The 10 Most Common Challenges Converting Machine Learning Models into Production

Forewarned is Forearmed

6 min readJul 16, 2021

Some practitioners observe that few machine-learning models make it off the data scientists’ workbench and scale into production. Here, it would mean seamlessly integrating code units so that it automatically accepts input, runs, and produces output. For those who appreciate root-cause analysis to solve why this happens, so it doesn’t happen to them, there are several contributing factors (Gonfalonieri, Why is machine learning deployment hard, 2019). Moreover, even when ML models do get integrated and scaled into production environments, they require continuous maintenance and in ways that are in contravention to how many software production environments evolve. The following sections aim to list and describe the 10 most common challenges in converting ML models from development into production.

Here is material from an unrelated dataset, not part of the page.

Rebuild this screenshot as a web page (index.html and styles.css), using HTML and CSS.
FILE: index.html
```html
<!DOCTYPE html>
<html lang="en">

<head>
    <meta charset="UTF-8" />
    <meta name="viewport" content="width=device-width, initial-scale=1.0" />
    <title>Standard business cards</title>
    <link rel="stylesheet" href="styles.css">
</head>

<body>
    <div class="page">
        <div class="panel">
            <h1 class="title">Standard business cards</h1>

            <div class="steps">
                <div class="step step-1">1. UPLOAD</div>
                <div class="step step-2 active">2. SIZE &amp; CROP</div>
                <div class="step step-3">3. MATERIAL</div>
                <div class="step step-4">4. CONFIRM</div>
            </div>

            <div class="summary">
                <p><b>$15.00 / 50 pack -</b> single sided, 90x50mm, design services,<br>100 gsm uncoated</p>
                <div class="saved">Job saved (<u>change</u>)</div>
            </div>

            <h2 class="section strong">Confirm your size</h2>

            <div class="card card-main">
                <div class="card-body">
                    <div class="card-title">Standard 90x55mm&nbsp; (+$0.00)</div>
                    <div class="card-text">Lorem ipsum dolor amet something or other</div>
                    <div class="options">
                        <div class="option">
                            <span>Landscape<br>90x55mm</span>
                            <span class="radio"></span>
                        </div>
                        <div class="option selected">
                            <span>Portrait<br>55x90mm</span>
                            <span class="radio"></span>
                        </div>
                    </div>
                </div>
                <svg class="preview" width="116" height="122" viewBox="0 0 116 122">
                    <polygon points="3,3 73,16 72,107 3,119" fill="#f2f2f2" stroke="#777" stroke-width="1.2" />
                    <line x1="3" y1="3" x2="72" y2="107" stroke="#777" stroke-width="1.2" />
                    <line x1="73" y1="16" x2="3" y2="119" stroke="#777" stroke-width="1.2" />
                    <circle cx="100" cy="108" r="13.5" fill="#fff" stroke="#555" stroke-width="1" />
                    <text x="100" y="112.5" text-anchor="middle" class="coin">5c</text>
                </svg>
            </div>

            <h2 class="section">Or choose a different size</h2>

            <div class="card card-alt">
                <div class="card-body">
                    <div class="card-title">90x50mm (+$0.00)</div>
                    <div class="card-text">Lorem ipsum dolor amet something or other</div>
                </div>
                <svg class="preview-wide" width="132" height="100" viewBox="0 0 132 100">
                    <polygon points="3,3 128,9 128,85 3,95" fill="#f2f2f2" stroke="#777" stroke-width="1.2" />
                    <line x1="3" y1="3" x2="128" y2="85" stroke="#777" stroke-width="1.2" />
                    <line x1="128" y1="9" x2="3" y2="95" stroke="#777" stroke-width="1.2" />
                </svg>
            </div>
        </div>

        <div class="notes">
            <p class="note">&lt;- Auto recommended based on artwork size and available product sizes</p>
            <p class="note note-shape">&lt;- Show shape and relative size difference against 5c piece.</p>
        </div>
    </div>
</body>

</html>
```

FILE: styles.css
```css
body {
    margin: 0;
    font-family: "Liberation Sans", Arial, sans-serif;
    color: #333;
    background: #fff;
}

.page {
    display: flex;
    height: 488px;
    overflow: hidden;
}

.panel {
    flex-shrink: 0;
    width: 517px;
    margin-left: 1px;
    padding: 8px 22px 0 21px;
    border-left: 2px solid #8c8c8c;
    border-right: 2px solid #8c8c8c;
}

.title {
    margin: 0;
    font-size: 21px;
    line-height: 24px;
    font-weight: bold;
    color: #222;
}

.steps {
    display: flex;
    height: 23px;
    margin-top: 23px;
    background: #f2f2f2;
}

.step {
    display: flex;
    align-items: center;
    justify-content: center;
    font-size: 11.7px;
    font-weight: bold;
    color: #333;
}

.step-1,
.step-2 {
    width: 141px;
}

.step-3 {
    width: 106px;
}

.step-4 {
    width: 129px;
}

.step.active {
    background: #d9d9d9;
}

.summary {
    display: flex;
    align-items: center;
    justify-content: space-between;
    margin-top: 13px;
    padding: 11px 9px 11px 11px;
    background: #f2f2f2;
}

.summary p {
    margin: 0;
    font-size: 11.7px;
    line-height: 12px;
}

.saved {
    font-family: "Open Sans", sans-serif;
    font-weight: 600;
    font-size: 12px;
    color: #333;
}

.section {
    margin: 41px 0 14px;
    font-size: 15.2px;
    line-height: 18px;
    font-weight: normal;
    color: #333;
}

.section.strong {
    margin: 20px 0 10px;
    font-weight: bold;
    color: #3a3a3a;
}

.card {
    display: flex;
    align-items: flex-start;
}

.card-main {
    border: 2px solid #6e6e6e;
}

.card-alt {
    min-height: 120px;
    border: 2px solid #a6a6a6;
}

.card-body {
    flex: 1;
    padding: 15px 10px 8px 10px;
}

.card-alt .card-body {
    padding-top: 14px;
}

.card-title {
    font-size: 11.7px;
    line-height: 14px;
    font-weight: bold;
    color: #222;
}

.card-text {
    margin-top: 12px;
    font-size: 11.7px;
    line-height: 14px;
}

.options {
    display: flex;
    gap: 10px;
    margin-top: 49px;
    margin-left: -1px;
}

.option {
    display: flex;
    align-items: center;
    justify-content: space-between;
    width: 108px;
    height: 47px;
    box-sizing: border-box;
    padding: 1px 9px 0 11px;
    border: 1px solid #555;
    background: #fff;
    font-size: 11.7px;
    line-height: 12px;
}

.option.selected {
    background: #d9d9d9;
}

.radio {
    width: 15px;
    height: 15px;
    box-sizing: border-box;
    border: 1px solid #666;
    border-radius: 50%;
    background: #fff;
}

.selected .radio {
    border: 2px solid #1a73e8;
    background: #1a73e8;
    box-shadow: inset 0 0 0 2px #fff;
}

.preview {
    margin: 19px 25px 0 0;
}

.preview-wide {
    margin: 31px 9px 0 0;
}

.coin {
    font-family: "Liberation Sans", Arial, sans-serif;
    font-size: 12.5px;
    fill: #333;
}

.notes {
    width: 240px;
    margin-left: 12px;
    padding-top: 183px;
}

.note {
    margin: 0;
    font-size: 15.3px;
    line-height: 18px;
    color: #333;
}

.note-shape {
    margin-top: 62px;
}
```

Data Science > Software Engineering Transition

One, deploying an ML model into production at scale is more software engineering and application development than with which many data scientists are comfortable. Remember, data science is the confluence of software development, mathematics/statistics, and subject-matter expertise. This means data scientists will have differing levels of knowledge in software engineering, ranging from none to moderate. Conversely, software engineers who develop applications and production architectures are not inherently data scientists. They often lack the knowledge to understand how ML applications work and what idiosyncrasies they have. As ML models increase in complexity via ensembles and automated ML, the need to bridge a gap between the science and engineering becomes broader and more challenging.

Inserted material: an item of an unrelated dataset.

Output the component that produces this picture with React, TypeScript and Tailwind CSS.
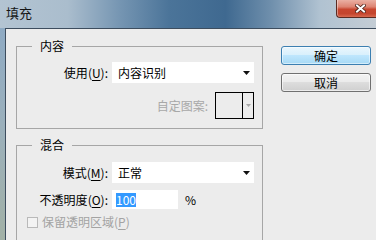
const font = "font-['Noto_Sans_CJK_SC','Noto_Sans',sans-serif]";

function Arrow() {
  return (
    <svg width="7" height="4" viewBox="0 0 7 4" className="shrink-0">
      <path d="M0 0h7L3.5 4z" fill="#111" />
    </svg>
  );
}

function Select({ value }: { value: string }) {
  return (
    <div className="ml-[4px] w-[142px] h-[21px] bg-white flex items-center pl-[6px] pr-[4px]">
      <span className="flex-1 leading-[16px]">{value}</span>
      <Arrow />
    </div>
  );
}

function Label({ text, k }: { text: string; k: string }) {
  return (
    <span className="w-[91px] shrink-0 text-right leading-[16px]">
      {text}(<span className="underline underline-offset-2">{k}</span>):
    </span>
  );
}

function CloseButton() {
  return (
    <div className="w-[40px] h-[18px] shrink-0 rounded-bl-[4px] border-l border-b border-[#5b2b22] bg-[linear-gradient(180deg,#eab0a3_0%,#dd8472_40%,#c7462f_55%,#c4452e_80%,#d8694f_100%)] shadow-[inset_1px_0_0_rgba(255,255,255,0.4)] flex items-center pl-[18px]">
      <svg width="11" height="9" viewBox="0 0 11 9">
        <path d="M2 1.5l7 6M9 1.5l-7 6" stroke="#4a2018" strokeWidth="3.6" strokeLinecap="square" />
        <path d="M2 1.5l7 6M9 1.5l-7 6" stroke="#fff" strokeWidth="2" strokeLinecap="square" />
      </svg>
    </div>
  );
}

export default function App() {
  return (
    <div
      className={`w-[376px] h-[240px] overflow-hidden flex flex-col text-[12px] text-black ${font} bg-[linear-gradient(90deg,#b3c4d2_0%,#aabdcd_18%,#7595b2_32%,#4b7499_45%,#3f6990_60%,#6f8fac_72%,#b0c2d1_85%,#c4cdd5_100%)]`}
    >
      <div className="h-[28px] shrink-0 flex items-start justify-between">
        <span className="pl-[6px] pt-[5px] text-[13px] leading-[16px] text-[#151515]">填充</span>
        <CloseButton />
      </div>
      <div className="flex flex-1 min-h-0">
        <div className="w-[5px] shrink-0 bg-[linear-gradient(180deg,#8eaac3_0%,#9bb0bc_45%,#a2b1a6_100%)]" />
        <div className="flex-1 bg-[#ececec] border-l border-t border-[#3d4d5e] flex">
          <div className="ml-[10px] w-[247px] shrink-0">
            <fieldset className="mt-[9px] border border-[#a6a6a6] pb-[9px]">
              <legend className="ml-[15px] px-[8px] leading-[16px]">内容</legend>
              <div className="mt-[8px] flex items-center">
                <Label text="使用" k="U" />
                <Select value="内容识别" />
              </div>
              <div className="mt-[9px] flex items-center justify-end pr-[8px]">
                <span className="text-[#a8a8a8] leading-[16px]">自定图案:</span>
                <div className="ml-[7px] w-[39px] h-[27px] border border-black flex">
                  <div className="flex-1" />
                  <div className="w-[11px] border-l border-black flex items-center justify-center">
                    <svg width="5" height="3" viewBox="0 0 5 3">
                      <path d="M0 0h5L2.5 3z" fill="#a8a8a8" />
                    </svg>
                  </div>
                </div>
              </div>
            </fieldset>
            <fieldset className="mt-[8px] border border-[#a6a6a6] pb-[20px]">
              <legend className="ml-[15px] px-[8px] leading-[16px]">混合</legend>
              <div className="mt-[9px] flex items-center">
                <Label text="模式" k="M" />
                <Select value="正常" />
              </div>
              <div className="mt-[7px] flex items-center">
                <Label text="不透明度" k="O" />
                <div className="ml-[4px] w-[66px] h-[19px] bg-white flex items-center pl-[4px]">
                  <span className="bg-[#3399ff] text-white leading-[14px] h-[14px]">100</span>
                </div>
                <span className="ml-[7px] leading-[16px]">%</span>
              </div>
              <div className="mt-[5px] flex items-center pl-[10px]">
                <div className="w-[11px] h-[11px] border border-[#b9b9b9] bg-[#f3f3f3]" />
                <span className="ml-[4px] text-[#a3a3a3] leading-[16px]">
                  保留透明区域(<span className="underline underline-offset-2">P</span>)
                </span>
              </div>
            </fieldset>
          </div>
          <div className="ml-[18px] w-[90px] shrink-0 flex flex-col">
            <button className="mt-[17px] h-[19px] rounded-[3px] border border-[#3c7fb1] bg-[linear-gradient(180deg,#eaf6fd_0%,#d9f0fc_45%,#bee6fd_50%,#a7d9f5_100%)] shadow-[inset_0_0_0_1px_rgba(255,255,255,0.5)] leading-[16px] text-black">
              确定
            </button>
            <button className="mt-[8px] h-[19px] rounded-[3px] border border-[#707070] bg-[linear-gradient(180deg,#f2f2f2_0%,#ebebeb_45%,#dddddd_50%,#cfcfcf_100%)] shadow-[inset_0_0_0_1px_rgba(255,255,255,0.6)] leading-[16px] text-black">
              取消
            </button>
          </div>
        </div>
      </div>
    </div>
  );
}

Programming Language Inconsistencies

Two, there’s a disconnect between the programming languages and tools of data science and production environments. Arguably, the two most common data-science languages are R and Python (there’s also SAS, Java, Julia, Scala, and a whole family of probabilistic programming languages (PPL) such as Edward, Gen, Infer.net (Microsoft), and Pyro) (Rodriguez, 2019). Because R is slow processing big-data and mission-specific, it rarely belongs in a scaled production environment. When Python or R models (or other languages for that matter) are ported to whatever language(s) the legacy production environment uses (e.g., Java, C++, etc.) it can be error-prone, slow, and tedious (Gonfalonieri, 2019).

Version Controls

Three, most ML models are built with libraries or packages, which evolve through different versions. This can mean the models only work as designed in the library or package versions in which they were developed, tested, and proven. Tracking these version dependencies through a production stack, and updating them when needed, is a challenge. Moreover, there may be a mathematical reason to use multiple versions of a library for various models, making it more challenging to reproduce them in production because of increased complexity of version dependencies (Gonfalonieri, 2019).

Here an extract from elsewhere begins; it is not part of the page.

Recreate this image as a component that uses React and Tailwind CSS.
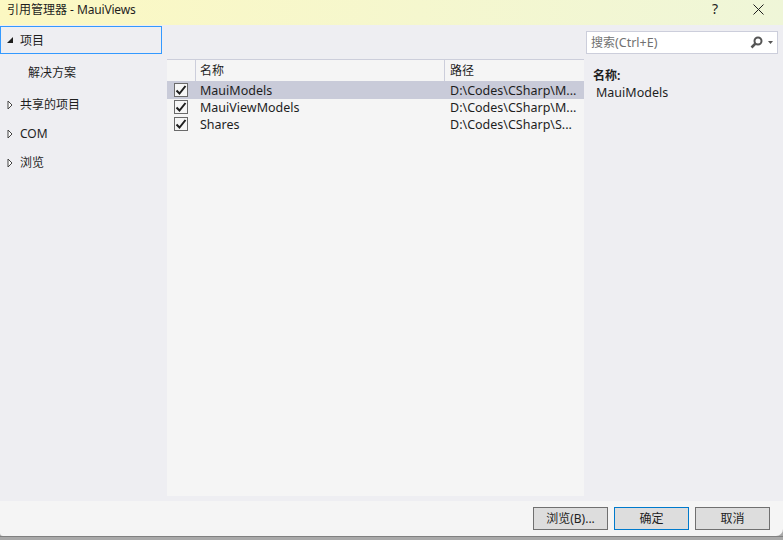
const font = '[font-family:"Segoe_UI","Noto_Sans","Noto_Sans_CJK_SC",sans-serif]';

const refs = [
  { name: 'MauiModels', path: 'D:\\Codes\\CSharp\\M...', selected: true },
  { name: 'MauiViewModels', path: 'D:\\Codes\\CSharp\\M...' },
  { name: 'Shares', path: 'D:\\Codes\\CSharp\\S...' },
];

function Check() {
  return (
    <span className="flex h-[14px] w-[14px] items-center justify-center border border-[#6a6a6a] bg-[#f6f6f6]">
      <svg width="12" height="12" viewBox="0 0 12 12">
        <path d="M1.5 6.5 L4.5 9.5 L10.5 2" fill="none" stroke="#1e1e1e" strokeWidth="2" />
      </svg>
    </span>
  );
}

function Arrow() {
  return (
    <svg width="6" height="10" viewBox="0 0 6 10" className="shrink-0">
      <path d="M1 1 L5 5 L1 9 Z" fill="#fff" stroke="#444" />
    </svg>
  );
}

function TreeItem({ label, mt }) {
  return (
    <div className={`flex h-[20px] items-center ${mt} pl-[7px]`}>
      <Arrow />
      <span className="ml-[7px]">{label}</span>
    </div>
  );
}

function Btn({ label, active }) {
  return (
    <button className={`h-[23px] w-[75px] border bg-[#dddddd] text-[12px] text-[#1e1e1e] ${active ? 'border-[#007acc]' : 'border-[#707070]'}`}>
      {label}
    </button>
  );
}

export default function App() {
  return (
    <div className={`flex h-[540px] w-[783px] flex-col overflow-hidden bg-[#a9a9a9] text-[12px] text-[#1e1e1e] ${font}`}>
      <div className="flex h-[25px] shrink-0 items-start justify-between bg-gradient-to-r from-[#fcf8c2] to-[#eff6d8] pl-[7px]">
        <span className="pt-[1px] leading-[18px]">引用管理器 - <span className="tracking-[-0.2px]">MauiViews</span></span>
        <div className="flex items-center pt-[1px]">
          <span className="mr-[35px] text-[14px] leading-[16px]">?</span>
          <svg width="11" height="11" viewBox="0 0 11 11" className="mr-[19px]">
            <path d="M0.5 0.5 L10.5 10.5 M10.5 0.5 L0.5 10.5" stroke="#1e1e1e" strokeWidth="1" />
          </svg>
        </div>
      </div>

      <div className="flex min-h-0 flex-1 bg-[#eeeef2]">
        <div className="w-[167px] shrink-0 pt-[1px]">
          <div className="flex h-[28px] w-[162px] items-center border border-[#3399ff] pl-[5px]">
            <svg width="8" height="8" viewBox="0 0 8 8">
              <path d="M7 1 V7 H1 Z" fill="#1e1e1e" />
            </svg>
            <span className="ml-[6px] pt-[1px]">项目</span>
          </div>
          <div className="mt-[10px] pl-[28px]">解决方案</div>
          <TreeItem label="共享的项目" mt="mt-[13px]" />
          <TreeItem label="COM" mt="mt-[9px]" />
          <TreeItem label="浏览" mt="mt-[9px]" />
        </div>

        <div className="mb-[5px] mt-[34px] flex w-[417px] shrink-0 flex-col bg-[#f5f5f5]">
          <div className="flex h-[22px] shrink-0 border-t border-[#cccedb]">
            <div className="w-[29px] border-r border-[#cccedb]" />
            <div className="flex w-[249px] items-center border-r border-[#cccedb] pl-[4px]">名称</div>
            <div className="flex items-center pl-[5px]">路径</div>
          </div>
          {refs.map((r) => (
            <div key={r.name} className={`flex items-center text-[12.5px] ${r.selected ? 'h-[18px] bg-[#c9cbd9]' : 'h-[17px]'}`}>
              <div className={`w-[29px] pl-[7px] ${r.selected ? '' : 'mb-[2px]'}`}>
                <Check />
              </div>
              <div className="w-[254px] pl-[4px] pt-[2px]">{r.name}</div>
              <div className="whitespace-nowrap pt-[2px]">{r.path}</div>
            </div>
          ))}
        </div>

        <div className="flex-1 pl-[2px] pt-[6px]">
          <div className="flex h-[23px] w-[192px] items-center justify-between border border-[#cccedb] bg-white pl-[4px] pr-[4px] text-[#717171]">
            <span className="pt-[2px]">搜索<span className="text-[12.5px]">(Ctrl+E)</span></span>
            <span className="flex items-center gap-[5px]">
              <svg width="13" height="13" viewBox="0 0 13 13">
                <circle cx="8" cy="5" r="3.5" fill="none" stroke="#555" strokeWidth="2" />
                <path d="M5.5 7.5 L1.5 11.5" stroke="#555" strokeWidth="2.5" />
              </svg>
              <svg width="5" height="3" viewBox="0 0 5 3">
                <path d="M0 0 H5 L2.5 3 Z" fill="#555" />
              </svg>
            </span>
          </div>
          <div className="mt-[13px] pl-[7px] font-bold leading-[17px]">名称:</div>
          <div className="pl-[10px] text-[12.5px] leading-[17px]">MauiModels</div>
        </div>
      </div>

      <div className="flex h-[35px] shrink-0 items-center justify-end gap-[6px] rounded-bl-[3px] rounded-br-[7px] bg-[#f5f5f5] pr-[13px]">
        <Btn label="浏览(B)..." />
        <Btn label="确定" active />
        <Btn label="取消" />
      </div>
      <div className="h-[4px] shrink-0 border-t border-[#808080]" />
    </div>
  );
}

Inadequate Processing Capacity

Four, ML models are processor-intensive in scaled production environments, which is also expressed as ‘computationally expensive.’ In other words, they use a high quantity of computing power and often use graphical processing units (GPUs) in parallel with central processing units (CPUs). The challenge with production at scale is that many production environments lack this processing capacity (and GPUs). Therefore, to implement ML models at scales usually requires a complete re-think and redesign of the production environment in terms of server and processing capacities (and associated increased costs) (Gonfalonieri, 2019).

Scalability Challenges

Five, ML models moving from development to production environments often encounter scalability issues. ML models are typically developed and tested in smaller and slower velocity environments that scaled production (Gonfalonieri, 2019). Therefore, they may not be ready, or even work, in bigger and/or faster-moving data sets. Not only can this create issues with accuracy or precision — for example, over-fitting on a bigger data set that didn’t occur on a moderate data set — it often impacts performance. The impact on processing performance from a neural network or deep-learning network, for example, and the necessary 100x or 1000x times more data, is exponential, not linear. Moreover, if there is a need to process more data at a higher velocity, exponentially longer processing and compute times is doubly problematic.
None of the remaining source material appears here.